5/15 – “The Empire of Fashion in 19th-century France”
SIMA GODFREY LECTURE
“The Empire of Fashion in 19th-century France”
May 15, Wednesday, at 6:30 in room 4202
Sima Godfrey teaches in the Department of French, Hispanic and Italian Studies at the University of British Columbia. From 1999- 2007 she changed hats to establish and direct the Institute for European Studies at that university, where her interests quickly shifted to questions of cultural identity. She has published widely on the usual suspects of 19th-century French literature, including Balzac, Baudelaire, Flaubert, Gautier, Mallarmé, Maupassant, Nerval and others.
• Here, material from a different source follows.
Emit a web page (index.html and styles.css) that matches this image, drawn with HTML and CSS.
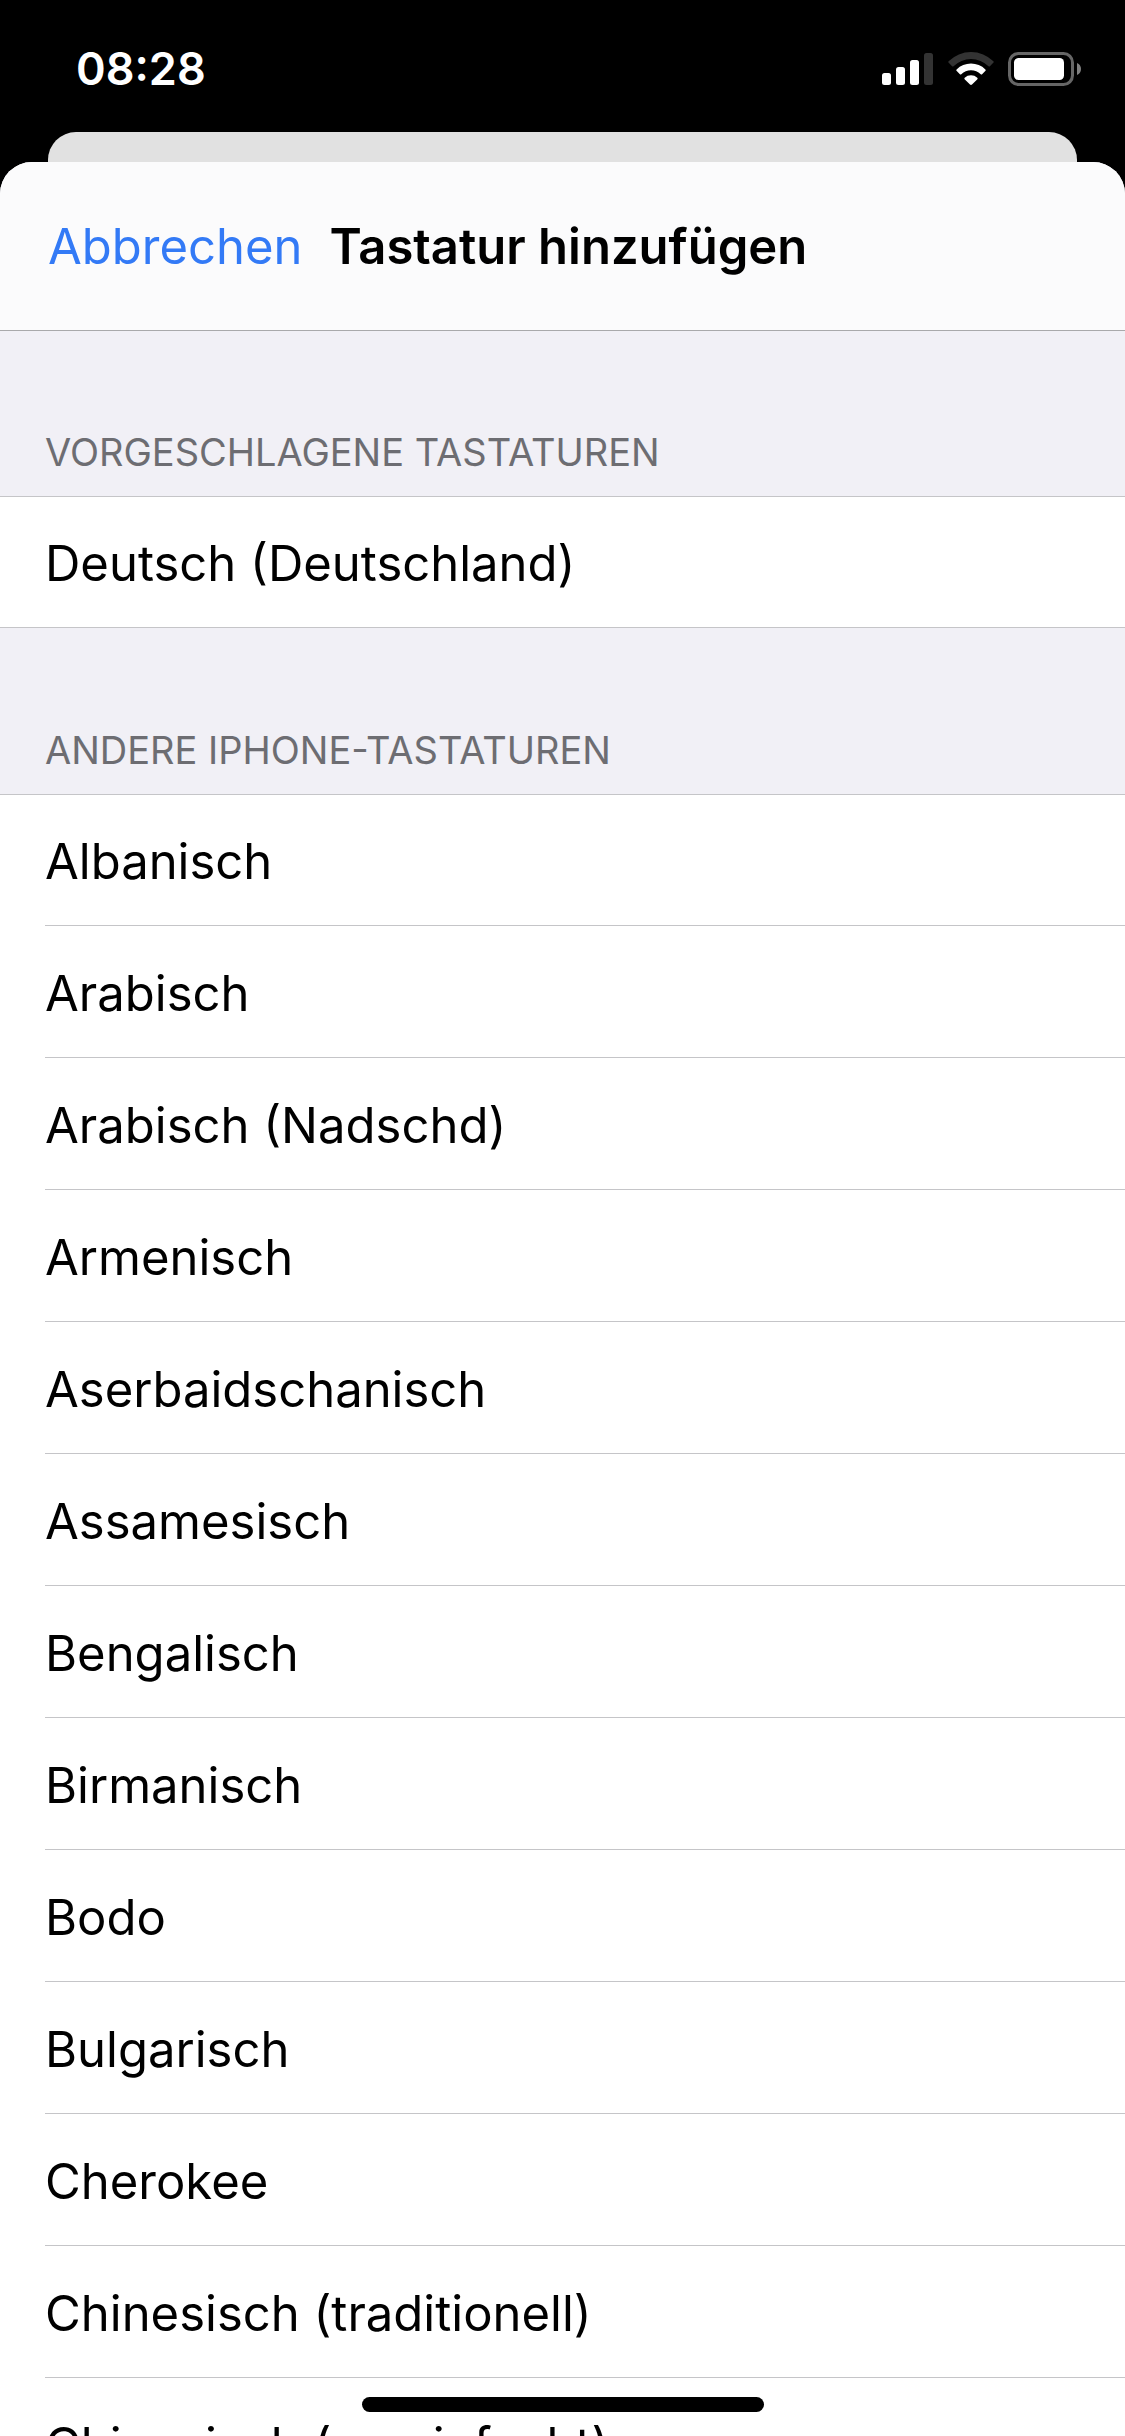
FILE: index.html
```html
<!DOCTYPE html>
<html lang="de">
<head>
  <meta charset="utf-8">
  <meta name="viewport" content="width=device-width, initial-scale=1">
  <title>Tastatur hinzufügen</title>
  <link rel="stylesheet" href="styles.css">
</head>
<body>
  <div class="screen">
    <div class="status-bar">
      <time class="clock" datetime="08:28">08:28</time>
      <div class="status-icons">
        <svg class="signal" width="52" height="34" viewBox="0 0 52 34" aria-hidden="true">
          <rect x="0" y="21" width="9" height="12" rx="2.5" fill="#fff"/>
          <rect x="14" y="15" width="9" height="18" rx="2.5" fill="#fff"/>
          <rect x="28" y="8" width="9" height="25" rx="2.5" fill="#fff"/>
          <rect x="42" y="1" width="9" height="32" rx="2.5" fill="#333"/>
        </svg>
        <svg class="wifi" width="46" height="34" viewBox="0 0 46 34" aria-hidden="true">
          <path d="M.6 9.200a32 32 0 0 1 44.8 0c.5.5.5 1 .1 1.400l-3.600 3.600c-.4.4-.9.4-1.400 0a25 25 0 0 0-35 0c-.5.4-1 .4-1.400 0L.5 10.600c-.4-.4-.4-.9.1-1.400z" fill="#333"/>
          <path d="M8.600 17.400a20.700 20.700 0 0 1 28.800 0c.5.5.5 1 .1 1.400l-3.400 3.400c-.4.4-.9.4-1.400 0a14 14 0 0 0-19.400 0c-.5.4-1 .4-1.400 0l-3.400-3.400c-.4-.4-.4-.9.1-1.400z" fill="#fff"/>
          <path d="M16.700 25.800a9.300 9.300 0 0 1 12.600 0c.5.5.5 1 .1 1.400l-5.400 5.400c-.6.600-1.400.6-2 0l-5.400-5.400c-.4-.4-.4-.9.1-1.400z" fill="#fff"/>
        </svg>
        <svg class="battery" width="74" height="34" viewBox="0 0 74 34" aria-hidden="true">
          <rect x="1.500" y="1.500" width="63" height="31" rx="9" fill="none" stroke="#666" stroke-width="3"/>
          <rect x="6" y="6" width="50" height="22" rx="4.500" fill="#fff"/>
          <path d="M69 11c2.500 1 4 3.300 4 6s-1.500 5-4 6z" fill="#808080"/>
        </svg>
      </div>
    </div>

    <div class="sheet-behind"></div>

    <main class="sheet">
      <header class="nav-bar">
        <button class="cancel" type="button">Abbrechen</button>
        <h1 class="title">Tastatur hinzufügen</h1>
      </header>

      <div class="content">
        <h2 class="section-title">Vorgeschlagene Tastaturen</h2>
        <ul class="group group-closed">
          <li class="row">Deutsch (Deutschland)</li>
        </ul>

        <h2 class="section-title">Andere iPhone-Tastaturen</h2>
        <ul class="group">
          <li class="row">Albanisch</li>
          <li class="row">Arabisch</li>
          <li class="row">Arabisch (Nadschd)</li>
          <li class="row">Armenisch</li>
          <li class="row">Aserbaidschanisch</li>
          <li class="row">Assamesisch</li>
          <li class="row">Bengalisch</li>
          <li class="row">Birmanisch</li>
          <li class="row">Bodo</li>
          <li class="row">Bulgarisch</li>
          <li class="row">Cherokee</li>
          <li class="row">Chinesisch (traditionell)</li>
          <li class="row">Chinesisch (vereinfacht)</li>
        </ul>
      </div>
    </main>

    <div class="home-indicator"></div>
  </div>
</body>
</html>
```
FILE: styles.css
```css
* {
  box-sizing: border-box;
}

body {
  margin: 0;
  background: #000;
  color: #000;
  font-family: Inter, "Liberation Sans", sans-serif;
}

.screen {
  position: relative;
  display: flex;
  flex-direction: column;
  height: 100vh;
  overflow: hidden;
}

.status-bar {
  display: flex;
  flex: none;
  align-items: center;
  justify-content: space-between;
  padding: 39px 43px 33px 76px;
  color: #fff;
}

.clock {
  font-size: 45px;
  font-weight: 600;
  line-height: 60px;
}

.status-icons {
  display: flex;
  align-items: center;
  gap: 14px;
}

.status-icons svg {
  display: block;
}

.sheet-behind {
  flex: none;
  height: 30px;
  margin: 0 48px;
  border-radius: 28px 28px 0 0;
  background: #e1e1e1;
}

.sheet {
  display: flex;
  flex: 1;
  flex-direction: column;
  min-height: 0;
  overflow: hidden;
  border-radius: 32px 32px 0 0;
  background: #f1f0f6;
}

.nav-bar {
  display: flex;
  flex: none;
  align-items: center;
  gap: 27px;
  padding: 55px 48px 53px;
  border-bottom: 1px solid #a9a9ab;
  background: #fbfbfc;
}

.cancel {
  padding: 0;
  border: 0;
  background: none;
  color: #337af6;
  font: inherit;
  font-size: 49px;
  line-height: 60px;
  cursor: pointer;
}

.title {
  margin: 0;
  font-size: 49px;
  font-weight: 600;
  line-height: 60px;
}

.content {
  flex: 1;
  min-height: 0;
  overflow-y: auto;
  scrollbar-width: none;
}

.section-title {
  margin: 0;
  padding: 97px 45px 20px;
  color: #6d6d72;
  font-size: 38px;
  font-weight: 400;
  line-height: 48px;
  text-transform: uppercase;
}

.group + .section-title {
  padding-top: 98px;
}

.group {
  margin: 0;
  padding: 0 0 0 45px;
  border-top: 1px solid #c5c5c8;
  background: #fff;
  list-style: none;
}

.group-closed {
  border-bottom: 1px solid #c5c5c8;
}

.row {
  padding: 38px 0 33px;
  border-bottom: 1px solid #c5c5c8;
  font-size: 49px;
  line-height: 60px;
}

.row:first-child {
  padding-top: 37px;
}

.group-closed .row:last-child {
  border-bottom: 0;
}

.home-indicator {
  position: absolute;
  bottom: 24px;
  left: 50%;
  width: 402px;
  height: 15px;
  border-radius: 8px;
  background: #000;
  transform: translateX(-50%);
}
```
For the past decade she has focused on aspects of modern French cultural history, most notably the concept of fashionability in 19th-century France — the research for which has inspired her talk. Along the way, however, she has also published on Concrete Poetry (on poetry and architecture in France), Product Placement in French literature, the representation of North American First Nations in French cinema, and most recently, on the Crimean War in French Cultural Memory, a project she is calling “La Guerre de Crimée n’aura pas lieu.”
Professor Godfrey’s talk is designed to accompany the “Impressionism, Fashion, and Modernity” exhibition at the Metropolitan Museum of Art.